In my experience it is not only the depth of the discharge that has an impact on the battery life but also the discharge rate. At a high discharge say 20C the actual cell voltage will drop more than at a 1C rate so the potential for long term damage goes up.

To achieve absolutely maximum duration in my 'endurance' flying have repeatedly taken one 25C rated battery right down to LVC (and opened the throttle a couple of times to make sure!) without apparent ill effect but then it was only being discharged at 1C.

A similar battery on a 20C discharge taken to LVC got distinctly warm and started to puff up.

As other have said the only safe way is to be conservative and limit the flying time to keep at least 20% capacity remaining.

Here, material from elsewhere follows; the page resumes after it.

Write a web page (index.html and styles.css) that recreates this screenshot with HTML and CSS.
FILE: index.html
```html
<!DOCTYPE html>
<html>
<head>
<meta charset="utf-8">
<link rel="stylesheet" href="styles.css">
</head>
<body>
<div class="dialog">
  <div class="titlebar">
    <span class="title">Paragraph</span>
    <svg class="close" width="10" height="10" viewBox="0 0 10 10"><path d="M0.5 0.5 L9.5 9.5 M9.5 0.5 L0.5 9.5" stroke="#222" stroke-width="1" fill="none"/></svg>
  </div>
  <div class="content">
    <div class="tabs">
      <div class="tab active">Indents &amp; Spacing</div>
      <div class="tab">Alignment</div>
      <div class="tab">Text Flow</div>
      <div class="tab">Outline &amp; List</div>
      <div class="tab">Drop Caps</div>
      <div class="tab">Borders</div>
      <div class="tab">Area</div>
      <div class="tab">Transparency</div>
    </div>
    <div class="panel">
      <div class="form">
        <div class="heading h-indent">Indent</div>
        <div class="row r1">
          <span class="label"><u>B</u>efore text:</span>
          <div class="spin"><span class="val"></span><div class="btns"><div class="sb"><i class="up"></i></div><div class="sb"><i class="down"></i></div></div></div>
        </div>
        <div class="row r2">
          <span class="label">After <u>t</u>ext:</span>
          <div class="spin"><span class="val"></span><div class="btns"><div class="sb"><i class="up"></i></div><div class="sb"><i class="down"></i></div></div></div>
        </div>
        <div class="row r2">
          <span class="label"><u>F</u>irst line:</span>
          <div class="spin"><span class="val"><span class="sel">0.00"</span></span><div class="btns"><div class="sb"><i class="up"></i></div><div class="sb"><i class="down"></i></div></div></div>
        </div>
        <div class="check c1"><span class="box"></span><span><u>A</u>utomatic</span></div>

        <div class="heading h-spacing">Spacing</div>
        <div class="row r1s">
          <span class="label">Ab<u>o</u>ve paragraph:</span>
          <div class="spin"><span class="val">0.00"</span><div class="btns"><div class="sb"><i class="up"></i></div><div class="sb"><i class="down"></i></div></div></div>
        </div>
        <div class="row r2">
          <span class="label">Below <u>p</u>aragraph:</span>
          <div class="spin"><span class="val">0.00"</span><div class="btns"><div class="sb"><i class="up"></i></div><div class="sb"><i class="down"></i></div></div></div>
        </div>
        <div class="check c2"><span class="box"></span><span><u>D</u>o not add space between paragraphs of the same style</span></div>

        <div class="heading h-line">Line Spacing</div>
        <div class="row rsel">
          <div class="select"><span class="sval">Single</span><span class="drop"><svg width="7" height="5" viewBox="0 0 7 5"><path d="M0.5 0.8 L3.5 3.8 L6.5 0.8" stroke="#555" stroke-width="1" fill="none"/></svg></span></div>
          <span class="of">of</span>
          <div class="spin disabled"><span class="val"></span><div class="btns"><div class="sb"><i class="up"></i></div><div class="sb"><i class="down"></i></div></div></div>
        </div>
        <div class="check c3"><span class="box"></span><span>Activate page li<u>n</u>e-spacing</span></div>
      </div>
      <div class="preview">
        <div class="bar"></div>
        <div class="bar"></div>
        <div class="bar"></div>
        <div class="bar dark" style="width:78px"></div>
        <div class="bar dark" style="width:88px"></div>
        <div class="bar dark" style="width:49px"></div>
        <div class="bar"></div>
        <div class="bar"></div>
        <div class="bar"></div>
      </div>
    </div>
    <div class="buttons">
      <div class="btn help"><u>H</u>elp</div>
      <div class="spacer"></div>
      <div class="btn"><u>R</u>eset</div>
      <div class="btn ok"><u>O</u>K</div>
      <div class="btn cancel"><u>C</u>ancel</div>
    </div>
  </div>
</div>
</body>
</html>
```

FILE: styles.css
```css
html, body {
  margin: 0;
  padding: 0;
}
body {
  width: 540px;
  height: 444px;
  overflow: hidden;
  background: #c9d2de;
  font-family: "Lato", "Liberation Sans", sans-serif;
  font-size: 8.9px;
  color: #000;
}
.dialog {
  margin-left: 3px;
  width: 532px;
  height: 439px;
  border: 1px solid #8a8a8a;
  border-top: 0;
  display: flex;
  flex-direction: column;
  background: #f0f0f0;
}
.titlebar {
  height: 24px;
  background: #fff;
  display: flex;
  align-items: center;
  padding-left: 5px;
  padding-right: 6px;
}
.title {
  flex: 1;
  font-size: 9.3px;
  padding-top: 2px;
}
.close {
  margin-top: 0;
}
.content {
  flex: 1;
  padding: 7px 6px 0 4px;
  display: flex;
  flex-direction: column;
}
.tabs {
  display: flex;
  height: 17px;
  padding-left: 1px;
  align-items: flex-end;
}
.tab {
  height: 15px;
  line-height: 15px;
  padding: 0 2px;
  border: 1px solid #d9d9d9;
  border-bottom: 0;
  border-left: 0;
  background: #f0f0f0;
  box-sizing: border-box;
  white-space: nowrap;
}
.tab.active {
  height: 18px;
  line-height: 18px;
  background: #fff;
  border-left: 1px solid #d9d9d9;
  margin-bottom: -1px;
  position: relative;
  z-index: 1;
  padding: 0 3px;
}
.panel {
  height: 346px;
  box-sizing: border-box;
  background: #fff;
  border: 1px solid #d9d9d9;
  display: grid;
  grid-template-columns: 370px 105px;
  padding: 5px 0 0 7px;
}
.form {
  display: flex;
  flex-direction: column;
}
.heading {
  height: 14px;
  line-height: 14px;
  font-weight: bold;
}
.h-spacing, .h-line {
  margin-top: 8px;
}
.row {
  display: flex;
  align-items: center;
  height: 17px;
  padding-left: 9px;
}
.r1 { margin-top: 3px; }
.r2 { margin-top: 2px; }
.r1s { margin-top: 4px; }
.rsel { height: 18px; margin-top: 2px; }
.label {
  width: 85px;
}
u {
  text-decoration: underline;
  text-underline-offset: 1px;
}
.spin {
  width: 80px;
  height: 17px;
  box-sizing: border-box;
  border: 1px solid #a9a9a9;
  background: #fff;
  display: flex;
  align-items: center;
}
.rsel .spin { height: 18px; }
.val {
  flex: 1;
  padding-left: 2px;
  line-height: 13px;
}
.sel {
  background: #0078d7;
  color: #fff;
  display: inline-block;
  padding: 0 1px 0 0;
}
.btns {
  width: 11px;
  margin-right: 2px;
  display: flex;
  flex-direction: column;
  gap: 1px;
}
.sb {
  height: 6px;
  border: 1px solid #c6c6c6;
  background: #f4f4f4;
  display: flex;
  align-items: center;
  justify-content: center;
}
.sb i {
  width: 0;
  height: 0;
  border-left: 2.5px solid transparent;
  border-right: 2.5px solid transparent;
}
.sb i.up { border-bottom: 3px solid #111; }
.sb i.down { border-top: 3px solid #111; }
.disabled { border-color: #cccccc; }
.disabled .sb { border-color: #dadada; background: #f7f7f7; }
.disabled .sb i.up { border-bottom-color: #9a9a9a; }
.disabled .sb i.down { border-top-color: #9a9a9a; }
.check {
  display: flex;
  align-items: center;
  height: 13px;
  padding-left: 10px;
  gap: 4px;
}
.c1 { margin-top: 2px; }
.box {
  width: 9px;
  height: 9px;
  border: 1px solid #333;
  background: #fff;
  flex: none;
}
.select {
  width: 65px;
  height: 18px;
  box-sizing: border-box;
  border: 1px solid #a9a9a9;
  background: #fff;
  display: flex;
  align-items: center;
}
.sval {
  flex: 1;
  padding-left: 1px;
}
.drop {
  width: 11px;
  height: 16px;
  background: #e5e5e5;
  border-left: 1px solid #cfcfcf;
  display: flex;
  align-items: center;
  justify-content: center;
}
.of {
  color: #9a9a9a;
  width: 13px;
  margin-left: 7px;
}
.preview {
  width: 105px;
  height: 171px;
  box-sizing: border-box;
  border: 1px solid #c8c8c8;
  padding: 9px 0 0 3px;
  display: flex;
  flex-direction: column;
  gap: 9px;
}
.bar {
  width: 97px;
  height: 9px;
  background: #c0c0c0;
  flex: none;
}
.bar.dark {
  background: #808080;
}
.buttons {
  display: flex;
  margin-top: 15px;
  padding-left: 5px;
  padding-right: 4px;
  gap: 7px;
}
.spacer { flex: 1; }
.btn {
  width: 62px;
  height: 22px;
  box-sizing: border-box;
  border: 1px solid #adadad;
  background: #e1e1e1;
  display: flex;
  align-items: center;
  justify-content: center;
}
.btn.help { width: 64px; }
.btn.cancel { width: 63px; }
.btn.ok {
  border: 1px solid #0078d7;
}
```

Of course if you have a plane that has potential a duration exceeding one hour even a 20 min flight is not likely to work the battery very hard!

[Ben B]

Those battery checkers give you a ballpark figure but it's quite a big ballpark! They're not accurate- the resting voltage slowly returns to a stable voltage after discharge and how much it comes up by depends on how long the current draw has pulled it beyond the resting voltage. So again if you're pulling amps near the maximum rating of the battery expect the battery checker to under-estimate remaining capacity. I've drawn over max-C rated current on batteries and they've come down on LVC at <3v but after half an hour to cool down and relax a bit they're up again near 3.6-3.7v.